Later on, Apple has asked for import tariff exclusion, concerning 15 Mac Pro components made in China. The company argued in a filing that “There are no other sources for this proprietary, Apple-designed component”.
Last Friday (July 26), President Trump tweeted that his administration will not give tariff wavers, or any kind of relief, for Mac Pro parts made in China.
Even since his presidential campaign, Donald Trump has pressured Apple to move the production of some of its device in the United States. After the imposed tariffs on China imports last year, President Trump commented that the only way for Apple to avoid price increase, is to move product production to the United States.
As you know, the Trump administration proposed a new 25% tariff on $300 billion in Chinese goods, which are not already subject to tariffs.

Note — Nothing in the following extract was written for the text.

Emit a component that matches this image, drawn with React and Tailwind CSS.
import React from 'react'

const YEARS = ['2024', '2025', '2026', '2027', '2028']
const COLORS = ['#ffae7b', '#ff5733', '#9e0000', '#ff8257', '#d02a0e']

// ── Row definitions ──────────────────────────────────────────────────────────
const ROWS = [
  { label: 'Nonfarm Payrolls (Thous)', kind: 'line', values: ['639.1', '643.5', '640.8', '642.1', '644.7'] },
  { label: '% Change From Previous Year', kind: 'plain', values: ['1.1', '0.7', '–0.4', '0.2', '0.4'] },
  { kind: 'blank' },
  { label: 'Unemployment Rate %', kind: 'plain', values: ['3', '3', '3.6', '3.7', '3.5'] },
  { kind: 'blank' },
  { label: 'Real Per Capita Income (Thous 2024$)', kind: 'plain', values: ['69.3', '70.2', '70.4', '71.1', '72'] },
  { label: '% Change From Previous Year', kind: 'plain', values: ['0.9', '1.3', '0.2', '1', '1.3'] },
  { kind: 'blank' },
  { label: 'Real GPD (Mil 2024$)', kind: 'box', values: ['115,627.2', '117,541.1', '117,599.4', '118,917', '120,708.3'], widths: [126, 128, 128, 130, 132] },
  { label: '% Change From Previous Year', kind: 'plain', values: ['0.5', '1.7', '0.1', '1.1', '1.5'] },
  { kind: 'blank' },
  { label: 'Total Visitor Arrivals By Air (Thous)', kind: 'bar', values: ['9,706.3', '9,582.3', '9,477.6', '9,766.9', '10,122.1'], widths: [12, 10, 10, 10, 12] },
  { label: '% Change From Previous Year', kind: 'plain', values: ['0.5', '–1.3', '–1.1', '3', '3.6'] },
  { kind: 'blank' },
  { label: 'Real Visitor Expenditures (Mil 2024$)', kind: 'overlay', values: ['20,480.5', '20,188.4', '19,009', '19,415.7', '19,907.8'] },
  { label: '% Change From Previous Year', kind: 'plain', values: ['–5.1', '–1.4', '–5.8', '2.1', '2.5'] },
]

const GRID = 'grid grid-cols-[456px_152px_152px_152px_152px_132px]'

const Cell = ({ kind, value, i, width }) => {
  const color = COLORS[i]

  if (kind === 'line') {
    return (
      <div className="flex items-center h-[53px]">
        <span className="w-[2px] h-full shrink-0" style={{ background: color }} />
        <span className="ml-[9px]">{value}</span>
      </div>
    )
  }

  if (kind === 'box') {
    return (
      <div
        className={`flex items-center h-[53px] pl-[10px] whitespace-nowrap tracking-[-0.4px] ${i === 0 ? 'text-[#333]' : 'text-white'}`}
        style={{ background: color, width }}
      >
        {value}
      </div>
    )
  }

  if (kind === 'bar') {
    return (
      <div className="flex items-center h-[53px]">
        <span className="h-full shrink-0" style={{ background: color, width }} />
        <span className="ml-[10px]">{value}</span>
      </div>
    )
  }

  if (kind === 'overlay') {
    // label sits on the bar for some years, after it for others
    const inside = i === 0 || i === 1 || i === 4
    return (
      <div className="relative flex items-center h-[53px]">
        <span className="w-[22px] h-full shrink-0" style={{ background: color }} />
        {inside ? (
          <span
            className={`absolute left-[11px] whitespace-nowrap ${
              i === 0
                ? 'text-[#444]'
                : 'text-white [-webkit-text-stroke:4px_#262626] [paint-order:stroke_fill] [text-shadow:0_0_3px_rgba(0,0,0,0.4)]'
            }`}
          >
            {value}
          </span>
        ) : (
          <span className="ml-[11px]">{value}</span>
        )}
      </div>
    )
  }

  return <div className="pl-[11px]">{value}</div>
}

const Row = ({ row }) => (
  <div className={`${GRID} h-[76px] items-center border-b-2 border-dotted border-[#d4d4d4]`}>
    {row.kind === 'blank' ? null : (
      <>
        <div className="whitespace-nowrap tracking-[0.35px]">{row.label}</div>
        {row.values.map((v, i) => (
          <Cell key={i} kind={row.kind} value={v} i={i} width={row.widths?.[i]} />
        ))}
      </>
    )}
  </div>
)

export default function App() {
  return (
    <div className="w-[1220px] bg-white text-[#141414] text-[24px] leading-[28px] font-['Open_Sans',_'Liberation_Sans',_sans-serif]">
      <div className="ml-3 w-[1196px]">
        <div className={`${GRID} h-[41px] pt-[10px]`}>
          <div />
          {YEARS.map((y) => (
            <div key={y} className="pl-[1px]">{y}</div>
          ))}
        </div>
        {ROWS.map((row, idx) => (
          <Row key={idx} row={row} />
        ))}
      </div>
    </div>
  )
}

However, after the G20 meeting with Chinese officials, Trump agreed to postpone plans for said additional tariffs, indefinitely.
Many tech companies continue to worry that this trade truce could fall apart. They also say that such tariffs would increase costs for consumers, and harm their abilities to make a profit. That’s why it comes as no surprise that companies like Apple, HP, Dell Technologies, Intel, Microsoft, Sony, Nintendo and many more, have asked for their products to be excluded from the tariff in question.
The Mac Pro is supposed to go on sale this fall.